À côté de ces poèmes, il y a aussi l’homme révolté, anticonformiste, qui dénonce le mépris et l’injustice, comme dans «Conversa amena». Une révolte née de ce qu’il a souffert dans sa chair. Cependant, face aux épreuves et à l’adversité, le poète rebondit en tentant de donner à l’existence humaine un sens poétique. La poésie comme unique manière d’être lucide dans un monde de contradictions et turbulent, telle pourrait être sa posture, même si, dans un de ses plus beaux poèmes, «A poesia anda lá fora» (La poésie est dans la rue), il nous dit: «Não busques poesia nas minhas mãos doidas frias brancas e nuas / Porque a poesia a verdadeira poesia anda à solta perdida pelas ruas!». Ce bref aperçu de la poésie de Rogério do Carmo serait incomplet si on ne soulignait pas également la sensualité et l’érotisme, souvent présents dans ses poèmes.

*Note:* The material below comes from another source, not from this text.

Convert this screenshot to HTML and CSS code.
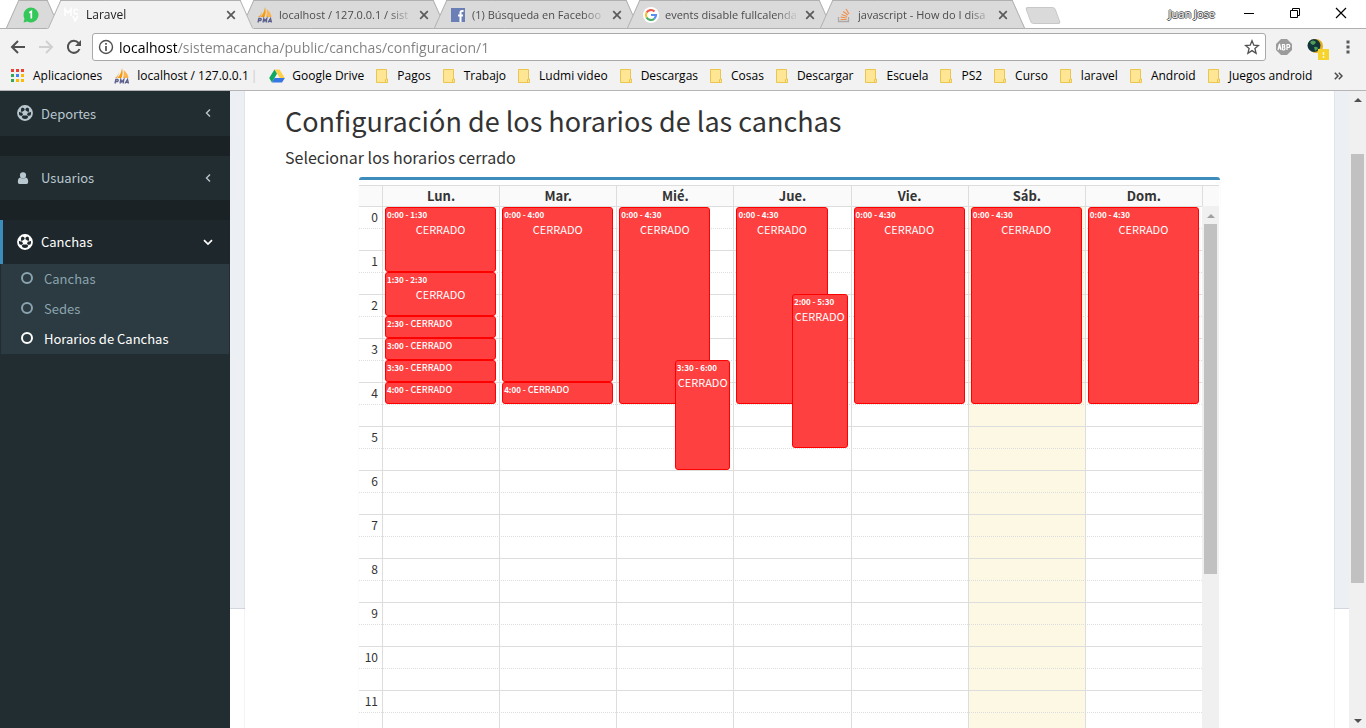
FILE: index.html
```html
<!DOCTYPE html>
<html lang="es">
<head>
<meta charset="utf-8">
<title>Laravel</title>
<link rel="stylesheet" href="styles.css">
</head>
<body>
<svg class="defs" aria-hidden="true">
  <symbol id="ball" viewBox="0 0 16 16">
    <circle cx="8" cy="8" r="7" fill="none" stroke="currentColor" stroke-width="1.800"/>
    <path fill="currentColor" d="M8 5l3 2.100-1.200 3.500H6.200L5 7.100zM4.500 1.500L8 4l3.500-2.500L8 .6zM1 6.500L3.700 7.400l.5-4L2.600 3zM15 6.500l-2.700.9-.5-4L13.400 3zM1.200 10.500l3.300.3 1.300 3.400-1.800.3zM14.800 10.500l-3.300.3-1.300 3.400 1.800.3z"/>
    <path stroke="currentColor" stroke-width=".8" d="M8 3v3M3.300 6.800l2.500.6M12.700 6.800l-2.500.6M4.300 11.500l2-1.500M11.700 11.500l-2-1.500"/>
  </symbol>
  <symbol id="x" viewBox="0 0 10 10"><path d="M1.200 1.200l7.600 7.600M8.800 1.200L1.200 8.800" stroke="#5a5a5a" stroke-width="1.700"/></symbol>
  <symbol id="pma" viewBox="0 0 16 16">
    <path fill="#f89c0e" d="M8 0c1 4 .8 7-.5 10H3.500C6 7 7.500 4 8 0z"/><path fill="#fbb450" d="M9.500 2c3 2 4.800 5 5 8H9c1-3 1-5 .5-8z"/><path fill="#e9a04c" d="M4.500 4C4.500 7 3 9 .8 10H3c1-1.500 1.800-3.500 1.500-6z"/>
    <path d="M1 15.500l.8-4h2q1 1-.2 2H1.500M6 15.500l.8-4 1 2.500 2-2.500-.6 4M11 15.500l2.500-4 1 4M12 14.300h2" fill="none" stroke="#5b5f8d" stroke-width="1.300"/>
  </symbol>
  <symbol id="folder" viewBox="0 0 12 14"><path d="M.5.500h10v9.500h1v3.500H.5z" fill="#ffe694" stroke="#eac54f"/><path d="M9.500 13.500v-3h1" fill="none" stroke="#eac54f"/></symbol>
</svg>

<header class="browser">
  <div class="tabstrip">
    <button class="tab tab-pinned" aria-label="WhatsApp">
      <svg class="fav" viewBox="0 0 16 16"><path fill="#34c759" d="M8 .5a7.500 7.500 0 1 1-3.600 14.100L.5 15.500l1-3.800A7.500 7.500 0 0 1 8 .5z"/><path d="M6.300 5.800L8.300 4.500V11.500" fill="none" stroke="#fff" stroke-width="1.700"/></svg>
    </button>
    <button class="tab tab-active">
      <svg class="fav" viewBox="0 0 16 16"><path d="M1 9V2l3 4 3-4v7M14 3q-4-2-4 1.500t4 2M9 9l2 5 3-5" fill="none" stroke="#fff" stroke-width="1.500"/></svg>
      <span class="tab-title">Laravel</span><svg class="close"><use href="#x"/></svg>
    </button>
    <button class="tab">
      <svg class="fav"><use href="#pma"/></svg>
      <span class="tab-title">localhost / 127.0.0.1 / sist</span><svg class="close"><use href="#x"/></svg>
    </button>
    <button class="tab">
      <svg class="fav" viewBox="0 0 16 16"><path fill="#6a7fb5" d="M1 1h14v14H1z"/><path d="M13.500 4H12q-1.500 0-1.500 1.500V15M8 8.500h5" fill="none" stroke="#fff" stroke-width="2"/></svg>
      <span class="tab-title">(1) Búsqueda en Faceboo</span><svg class="close"><use href="#x"/></svg>
    </button>
    <button class="tab">
      <svg class="fav" viewBox="0 0 16 16"><circle cx="8" cy="8" r="8" fill="#fff"/><g fill="none" stroke-width="2.200"><path stroke="#ea5a4d" d="M3.600 5.500A5 5 0 0 1 11.500 4.500"/><path stroke="#f6c033" d="M3.600 5.500a5 5 0 0 0 0 5"/><path stroke="#4cae68" d="M3.600 10.500a5 5 0 0 0 7.700 1.200"/><path stroke="#5b8ff0" d="M11.300 11.700A5 5 0 0 0 13 8H8"/></g></svg>
      <span class="tab-title">events disable fullcalenda</span><svg class="close"><use href="#x"/></svg>
    </button>
    <button class="tab">
      <svg class="fav" viewBox="0 0 16 16"><path d="M2.500 10v4.500h10V10" fill="none" stroke="#aaa" stroke-width="1.300"/><path d="M4.500 12.500h6M4.700 10.200l6 .8M5.500 7.500l5.600 2M7.200 4.500l4.700 3.600M10 2l3 5" stroke="#f2904c" stroke-width="1.200"/></svg>
      <span class="tab-title">javascript - How do I disa</span><svg class="close"><use href="#x"/></svg>
    </button>
    <button class="new-tab" aria-label="Nueva pestaña"></button>
    <div class="window-controls">
      <span class="profile">Juan Jose</span>
      <button aria-label="Minimizar"><svg viewBox="0 0 12 12"><path d="M1 6.500h10" stroke="#000"/></svg></button>
      <button aria-label="Restaurar"><svg viewBox="0 0 12 12"><path d="M1.500 3.500h7v7h-7zM3.500 3V1.500h7v7H9" fill="none" stroke="#000"/></svg></button>
      <button aria-label="Cerrar"><svg viewBox="0 0 12 12"><path d="M1 1l10 10M11 1L1 11" stroke="#000" stroke-width="1.200"/></svg></button>
    </div>
  </div>
  <div class="toolbar">
    <button class="tool" aria-label="Atrás"><svg viewBox="0 0 16 16"><path d="M15 8H2M8 2L2 8l6 6" fill="none" stroke="#505050" stroke-width="2"/></svg></button>
    <button class="tool" aria-label="Adelante"><svg viewBox="0 0 16 16"><path d="M1 8h13M8 2l6 6-6 6" fill="none" stroke="#d0d0d0" stroke-width="2"/></svg></button>
    <button class="tool" aria-label="Recargar"><svg viewBox="0 0 16 16"><path d="M13.500 10A6 6 0 1 1 12.500 4" fill="none" stroke="#505050" stroke-width="2"/><path d="M15 1v6H9z" fill="#505050"/></svg></button>
    <div class="omnibox">
      <svg viewBox="0 0 16 16"><circle cx="8" cy="8" r="6.500" fill="none" stroke="#505050" stroke-width="1.400"/><path d="M8 7v5M8 4v1.800" stroke="#505050" stroke-width="1.700"/></svg>
      <input class="url" type="text" aria-label="Dirección" value="localhost/sistemacancha/public/canchas/configuracion/1">
      <svg viewBox="0 0 16 16"><path d="M8 1.800l1.800 4.400 4.700.3-3.600 3 1.200 4.700L8 11.600l-4.100 2.600 1.200-4.700-3.600-3 4.700-.3z" fill="none" stroke="#505050" stroke-width="1.300"/></svg>
    </div>
    <button class="ext" aria-label="ABP"><svg viewBox="0 0 18 18"><path d="M6 1h6l5 5v6l-5 5H6l-5-5V6z" fill="#9b9b9b"/><path d="M3 12l1.500-6L6 12M3.500 10h2M7.500 12V6.500h1.500q1.500 1.200 0 2.500 2 1.500 0 3H7.500M12 12V6.500h2q1.500 1.500 0 3h-2" fill="none" stroke="#fff" stroke-width="1.200"/></svg></button>
    <button class="ext ext-wide" aria-label="Descargas"><svg viewBox="0 0 22 22"><circle cx="9" cy="8" r="7" fill="#e3ad1f"/><circle cx="7" cy="7.500" r="6.500" fill="#12343b"/><path d="M3 4q3-3 6 0-1 3-3 3t-3-3zM7 9q4-1 4 2l-3 2z" fill="#4e9b54"/><path d="M11 11h11v11H11z" fill="#f6d32d"/><path d="M16.500 14v3M16.500 18v2" stroke="#fff6c9" stroke-width="1.500"/></svg></button>
    <button class="menu" aria-label="Menú"><svg viewBox="0 0 4 14"><path d="M.5.500h3v3h-3zM.5 5.500h3v3h-3zM.5 10.500h3v3h-3z" fill="#5a5a5a"/></svg></button>
  </div>
  <nav class="bookmarks">
    <a href="#"><svg class="apps" viewBox="0 0 13 13"><path fill="#ea4335" d="M0 0h3v3H0zM5 0h3v3H5zM10 0h3v3h-3z"/><path fill="#34a853" d="M0 5h3v3H0zM0 10h3v3H0z"/><path fill="#4285f4" d="M5 5h3v3H5z"/><path fill="#fbbc05" d="M10 5h3v3h-3zM5 10h3v3H5zM10 10h3v3h-3z"/></svg>Aplicaciones</a>
    <a class="tight" href="#"><svg class="site"><use href="#pma"/></svg>localhost / 127.0.0.1<span class="cut">|</span></a>
    <a class="tight" href="#"><svg class="site" viewBox="0 0 16 16"><path fill="#ffcf48" d="M5.500 1.500h5L15.800 10h-5z"/><path fill="#11a861" d="M5.500 1.500L8 5.700 2.900 14.500.2 10z"/><path fill="#3777e3" d="M5.500 10h10.300L13 14.500H2.900z"/></svg>Google Drive</a>
    <a href="#"><svg class="folder"><use href="#folder"/></svg>Pagos</a>
    <a href="#"><svg class="folder"><use href="#folder"/></svg>Trabajo</a>
    <a href="#"><svg class="folder"><use href="#folder"/></svg>Ludmi video</a>
    <a href="#"><svg class="folder"><use href="#folder"/></svg>Descargas</a>
    <a href="#"><svg class="folder"><use href="#folder"/></svg>Cosas</a>
    <a href="#"><svg class="folder"><use href="#folder"/></svg>Descargar</a>
    <a href="#"><svg class="folder"><use href="#folder"/></svg>Escuela</a>
    <a href="#"><svg class="folder"><use href="#folder"/></svg>PS2</a>
    <a href="#"><svg class="folder"><use href="#folder"/></svg>Curso</a>
    <a href="#"><svg class="folder"><use href="#folder"/></svg>laravel</a>
    <a href="#"><svg class="folder"><use href="#folder"/></svg>Android</a>
    <a href="#"><svg class="folder"><use href="#folder"/></svg>Juegos android</a>
    <button class="more" aria-label="Más marcadores"><svg viewBox="0 0 9 8"><path d="M.8.800L4 4 .8 7.200M4.800.800L8 4 4.800 7.200" fill="none" stroke="#4a4a4a" stroke-width="1.500"/></svg></button>
  </nav>
</header>

<div class="page">
  <aside class="sidebar">
    <ul class="nav">
      <li><a class="nav-link" href="#"><svg class="nav-icon"><use href="#ball"/></svg>Deportes<svg class="arrow" viewBox="0 0 8 10"><path d="M6 1.500L2.500 5 6 8.500" fill="none" stroke="currentColor" stroke-width="1.400"/></svg></a></li>
      <li class="spacer"></li>
      <li><a class="nav-link" href="#"><svg class="nav-icon" viewBox="0 0 16 16"><path fill="currentColor" d="M6 2.200a3 3 0 0 1 0 6.200 3 3 0 0 1 0-6.200zM3.300 7.500q2.700 2.400 5.400 0 2.500.3 2.500 4.500 0 2-1.700 2h-7Q.8 14 .8 12q0-4.200 2.500-4.500z"/></svg>Usuarios<svg class="arrow" viewBox="0 0 8 10"><path d="M6 1.500L2.500 5 6 8.500" fill="none" stroke="currentColor" stroke-width="1.400"/></svg></a></li>
      <li class="spacer"></li>
      <li>
        <a class="nav-link nav-active" href="#"><svg class="nav-icon"><use href="#ball"/></svg>Canchas<svg class="arrow" viewBox="0 0 10 10"><path d="M1 3.200L5 7l4-3.800" fill="none" stroke="currentColor" stroke-width="1.700"/></svg></a>
        <ul class="subnav">
          <li><a href="#"><i class="ring"></i>Canchas</a></li>
          <li><a href="#"><i class="ring"></i>Sedes</a></li>
          <li><a class="current" href="#"><i class="ring"></i>Horarios de Canchas</a></li>
        </ul>
      </li>
    </ul>
  </aside>

  <main class="content">
    <section class="panel">
      <h1>Configuración de los horarios de las canchas</h1>
      <h2>Selecionar los horarios cerrado</h2>
      <div class="calendar">
        <table class="head">
          <tr><th class="axis"></th><th>Lun.</th><th>Mar.</th><th>Mié.</th><th>Jue.</th><th>Vie.</th><th>Sáb.</th><th>Dom.</th><th class="gutter"></th></tr>
        </table>
        <div class="body">
          <div class="grid">
            <table class="slots">
              <tr><th>0</th><td></td></tr><tr><th></th><td></td></tr>
              <tr><th>1</th><td></td></tr><tr><th></th><td></td></tr>
              <tr><th>2</th><td></td></tr><tr><th></th><td></td></tr>
              <tr><th>3</th><td></td></tr><tr><th></th><td></td></tr>
              <tr><th>4</th><td></td></tr><tr><th></th><td></td></tr>
              <tr><th>5</th><td></td></tr><tr><th></th><td></td></tr>
              <tr><th>6</th><td></td></tr><tr><th></th><td></td></tr>
              <tr><th>7</th><td></td></tr><tr><th></th><td></td></tr>
              <tr><th>8</th><td></td></tr><tr><th></th><td></td></tr>
              <tr><th>9</th><td></td></tr><tr><th></th><td></td></tr>
              <tr><th>10</th><td></td></tr><tr><th></th><td></td></tr>
              <tr><th>11</th><td></td></tr><tr><th></th><td></td></tr>
            </table>
            <div class="days">
              <div class="day">
                <a class="event" style="grid-row:1/4"><span>0:00 - 1:30</span><b>CERRADO</b></a>
                <a class="event" style="grid-row:4/6"><span>1:30 - 2:30</span><b>CERRADO</b></a>
                <a class="event short" style="grid-row:6/7"><span>2:30 - </span><b>CERRADO</b></a>
                <a class="event short" style="grid-row:7/8"><span>3:00 - </span><b>CERRADO</b></a>
                <a class="event short" style="grid-row:8/9"><span>3:30 - </span><b>CERRADO</b></a>
                <a class="event short" style="grid-row:9/10"><span>4:00 - </span><b>CERRADO</b></a>
              </div>
              <div class="day">
                <a class="event" style="grid-row:1/9"><span>0:00 - 4:00</span><b>CERRADO</b></a>
                <a class="event short" style="grid-row:9/10"><span>4:00 - </span><b>CERRADO</b></a>
              </div>
              <div class="day">
                <a class="event under" style="grid-row:1/10"><span>0:00 - 4:30</span><b>CERRADO</b></a>
                <a class="event over" style="grid-row:8/13"><span>3:30 - 6:00</span><b>CERRADO</b></a>
              </div>
              <div class="day">
                <a class="event under" style="grid-row:1/10"><span>0:00 - 4:30</span><b>CERRADO</b></a>
                <a class="event over" style="grid-row:5/12"><span>2:00 - 5:30</span><b>CERRADO</b></a>
              </div>
              <div class="day"><a class="event" style="grid-row:1/10"><span>0:00 - 4:30</span><b>CERRADO</b></a></div>
              <div class="day today"><a class="event" style="grid-row:1/10"><span>0:00 - 4:30</span><b>CERRADO</b></a></div>
              <div class="day"><a class="event" style="grid-row:1/10"><span>0:00 - 4:30</span><b>CERRADO</b></a></div>
            </div>
          </div>
          <div class="scrollbar scrollbar-inner"><i class="up"></i><i class="thumb"></i></div>
        </div>
      </div>
    </section>
  </main>
  <div class="scrollbar scrollbar-page"><i class="up"></i><i class="thumb"></i><i class="down"></i></div>
</div>
</body>
</html>
```
FILE: styles.css
```css
* { box-sizing: border-box; }
body { margin: 0; height: 100vh; display: flex; flex-direction: column; overflow: hidden; background: #fff; font-family: "Noto Sans CJK SC", "Noto Sans", sans-serif; font-size: 13px; color: #333; }
button { border: 0; padding: 0; background: none; font: inherit; color: inherit; }
a { color: inherit; text-decoration: none; }
ul { list-style: none; margin: 0; padding: 0; }
.defs { position: absolute; width: 0; height: 0; }

/* Browser frame */
.browser { flex: none; background: #f2f2f2; border-bottom: 1px solid #b6b4b6; font-family: "Open Sans", "Noto Sans", sans-serif; font-size: 12px; color: #000; }
.tabstrip { display: flex; height: 29px; padding-left: 12px; background: #fff; border-bottom: 1px solid #b0b0b0; }
.tab { position: relative; z-index: 0; flex: 0 1 193px; min-width: 0; height: 29px; display: flex; align-items: center; padding: 0 11px 0 10px; font-size: 11px; color: #4c4c4c; text-align: left; }
.tab::before, .tab::after { content: ""; position: absolute; z-index: -1; top: 0; bottom: 0; background: #dadada; border-top: 1px solid #b0b0b0; border-bottom: 1px solid #b0b0b0; }
.tab::before { left: 0; right: 30%; border-left: 1px solid #b0b0b0; transform: skewX(-24deg); }
.tab::after { left: 30%; right: 0; border-right: 1px solid #b0b0b0; transform: skewX(24deg); }
.tab-pinned { flex-basis: 42px; padding-left: 11px; }
.tab-active { z-index: 1; font-size: 12px; color: #222; }
.tab-active::before, .tab-active::after { background: #f2f2f2; border-bottom-color: #f2f2f2; }
.fav { flex: none; width: 16px; height: 16px; margin-right: 6px; }
.tab-title { flex: 1; min-width: 0; white-space: nowrap; -webkit-mask-image: linear-gradient(to left, transparent, #000 24px); mask-image: linear-gradient(to left, transparent, #000 24px); }
.close { flex: none; width: 10px; height: 10px; margin-left: 6px; }
.new-tab { width: 30px; height: 17px; margin: 7px 0 0 9px; background: #dadada; border: 1px solid #c8c8c8; border-radius: 3px; transform: skewX(20deg); }
.window-controls { margin-left: auto; display: flex; align-items: center; gap: 34px; padding: 0 19px 2px 0; }
.window-controls svg { display: block; width: 12px; height: 12px; }
.profile { font-size: 11px; color: #fff; text-shadow: 1px 0 #555, -1px 0 #555, 0 1px #555, 0 -1px #555; margin-right: -6px; }
.toolbar { display: flex; align-items: center; height: 36px; padding: 0 10px; }
.tool { flex: none; width: 28px; height: 28px; }
.tool svg { display: block; width: 16px; height: 16px; }
.omnibox { flex: 1; display: flex; align-items: center; height: 28px; padding: 0 5px; margin-left: -2px; background: #fff; border: 1px solid #a9a9a9; border-radius: 3px; }
.omnibox svg { flex: none; width: 16px; height: 16px; }
.url { flex: 1; border: 0; outline: 0; padding: 0 5px; font: 14px "Open Sans", sans-serif; -webkit-text-fill-color: transparent; background: linear-gradient(90deg, #000 63px, #808080 63px); -webkit-background-clip: text; background-clip: text; }
.ext { flex: none; width: 18px; height: 18px; margin-left: 9px; }
.ext svg { display: block; width: 100%; height: 100%; }
.ext-wide { width: 22px; height: 22px; margin: 4px 0 0 14px; }
.menu { flex: none; width: 4px; height: 14px; margin: 0 6px 0 17px; }
.menu svg { display: block; width: 4px; height: 14px; }
.bookmarks { display: flex; align-items: center; height: 25px; padding: 0 23px 4px 11px; gap: 12px; white-space: nowrap; overflow: hidden; }
.bookmarks a { display: flex; align-items: center; gap: 9px; }
.bookmarks .tight { gap: 7px; }
.apps { width: 13px; height: 13px; }
.site { width: 16px; height: 16px; }
.folder { width: 12px; height: 14px; }
.cut { color: #ccc; margin-left: -5px; }
.more { margin-left: auto; }
.more svg { display: block; width: 9px; height: 8px; }

/* Application */
.page { flex: 1; min-height: 0; display: flex; overflow: hidden; }
.sidebar { flex: none; width: 230px; background: #222d32; color: #b8c7ce; }
.spacer { height: 20px; background: #1a2226; }
.nav-link { display: flex; align-items: center; height: 44px; padding: 0 17px 1px 14px; border-left: 3px solid transparent; }
.nav-active { color: #fff; background: #1e282c; border-left-color: #3c8dbc; }
.nav li:first-child > .nav-link { height: 45px; }
.nav-icon { width: 16px; height: 16px; margin-right: 8px; }
.arrow { width: 10px; height: 10px; margin-left: auto; }
.subnav { margin: 0 1px; background: #2c3b41; color: #8aa4af; }
.nav .subnav a { display: flex; align-items: center; height: 30px; padding: 0 0 2px 20px; }
.ring { width: 12px; height: 12px; margin-right: 11px; border: 2px solid; border-radius: 50%; }
.subnav .current { color: #fff; }
.content { flex: 1; min-width: 0; height: 518px; padding: 0 15px; background: #ecf0f5; border-bottom: 1px solid #d2d6de; }
.panel { padding: 10px 40px 0; background: #fff; box-shadow: 0 0 1px rgba(0, 0, 0, .25); }
h1 { margin: 0; font-weight: 400; font-size: 27px; line-height: 40px; }
h2 { margin: 6px 0 0; font-weight: 400; font-size: 16px; line-height: 20px; }
.calendar { margin: 10px 74px 0; padding: 5px 1px 0 0; border-top: 3px solid #3c8dbc; border-radius: 3px 3px 0 0; box-shadow: 0 1px 1px rgba(0, 0, 0, .12); }
table { width: 100%; table-layout: fixed; border-spacing: 0; }
th, td { padding: 0; }
.head th { height: 21px; background: #fafafa; border: solid #ddd; border-width: 1px 0 0 1px; font-size: 13px; line-height: 20px; }
.head .axis { width: 23px; border-left: 0; }
.head .gutter { width: 17px; }
.body { display: flex; }
.grid { position: relative; flex: 1; min-width: 0; }
.slots { position: relative; z-index: 1; }
.slots th, .slots td { height: 22px; border-top: 1px solid #ddd; }
.slots tr:nth-child(even) > * { border-top-style: dotted; }
.slots th { width: 23px; padding: 0 4px 2px 0; text-align: right; font-weight: 400; font-size: 12px; line-height: 18px; }
.days { position: absolute; inset: 0 0 0 23px; display: grid; grid-template-columns: repeat(7, 1fr); }
.day { display: grid; grid-template-columns: 1fr; grid-template-rows: repeat(24, 22px); padding: 0 3px 0 2px; border-left: 1px solid #ddd; }
.today { background: #fcf8e3; }
.event { position: relative; z-index: 2; grid-column: 1; min-width: 0; overflow: hidden; padding: 0 1px; background: #ff4040; border: 1px solid #f00; border-radius: 3px; color: #fff; white-space: nowrap; }
.event:first-child { margin-top: 1px; }
.event span { display: block; font-size: 8px; line-height: 14px; font-weight: 700; }
.event b { display: block; text-align: center; font-weight: 400; font-size: 11px; line-height: 15px; }
.event.short { display: flex; gap: 2px; }
.event.short b { font-size: 9px; line-height: 14px; font-weight: 500; }
.under { margin-right: 18%; }
.over { margin-left: 50%; }

/* Scroll bars */
.scrollbar { flex: none; width: 17px; display: flex; flex-direction: column; align-items: center; background: #f0f0f0; }
.scrollbar i { flex: none; }
.up, .down { width: 0; height: 0; border: solid transparent; border-width: 0 4px; }
.up { border-bottom: 4px solid #a0a0a0; }
.down { border-top: 4px solid #505050; margin: auto 0 5px; }
.thumb { width: 13px; background: #c1c1c1; }
.scrollbar-inner .up { margin: 8px 0 6px; }
.scrollbar-inner .thumb { height: 350px; }
.scrollbar-page .up { margin: 7px 0 52px; border-bottom-color: #505050; }
.scrollbar-page .thumb { height: 429px; }
```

Dans les années 80, à la fin de son périple, le poète est envahi de doutes, il a le sentiment d’être un personnage sans passé et sans avenir et en fait ce constat amer dans le poème «A caminhada»: «Assim se esvai o meu tempo / À espera de um anjo tão loiro / Todo de negro vestido / Para me levar de onde venho / Onde nada existe» («Ainsi s’enfuit mon temps / En attendant qu’un ange blond / Tout de noir vêtu / M’emmène vers mes origines / Là-bas où rien n’existe»). Il décide alors de faire un retour aux sources de quelques années, à Mafra, sa terre natale. Un retour aux racines qui ne nous empêche pas de dire que Rogério do Carmo était avant tout un poète citoyen du monde.